Some things I will never like:

- Cobb and Mal. I understand their place in the plot, but never found them compelling in the slightest. Other people feel differently, but for me, it just never happened.

- That Dileep Rao was completely shut out of promo. His role wasn't even spoilery, so it's not like they needed to save him for the big reveal; not sure why he never had a character poster of his own or anything.

- That Christopher Nolan has never met a wife or girlfriend he couldn't kill to further the manpain of the hero. (I was willing to cut him a lot of slack on this because I think he's an excellent director, but by the time we hit The Dark Knight it was a definite trend, and I'm just pointing out, we've got another one here.)
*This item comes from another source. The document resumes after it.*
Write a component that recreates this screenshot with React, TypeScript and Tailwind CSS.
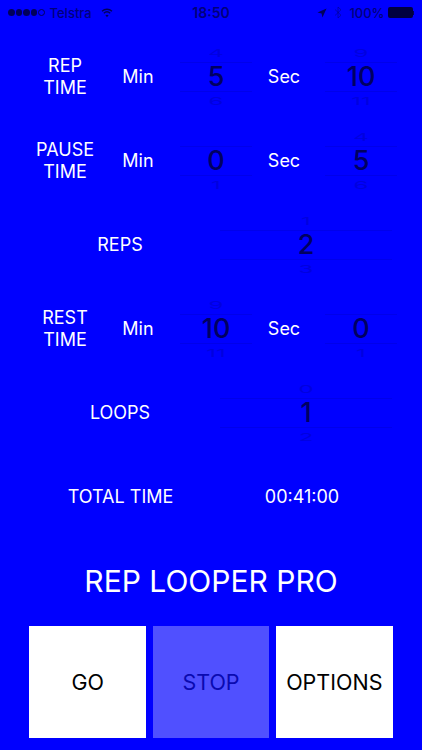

Audience in Queens opening weekend: vocal, startled fury. (Moviegoer on his way out: "I will CUT that director if I ever see him!")

Audience in Manhattan a few weeks after release: generally-surprised intake of breath. (Girl next to me: "So how do we find out if it fell?")

This is outside the cut because I really want to know this even if you are not the clicking kind:

Usually I feel like a movie can be enjoyed in the privacy of one's home just as much as at the theatre, if not more so. However, the group viewing experience here seems worth recording. So, I'm totally polling on this one; I want to know how everyone's audiences reacted after the movie was over. POSTERITY, ETC.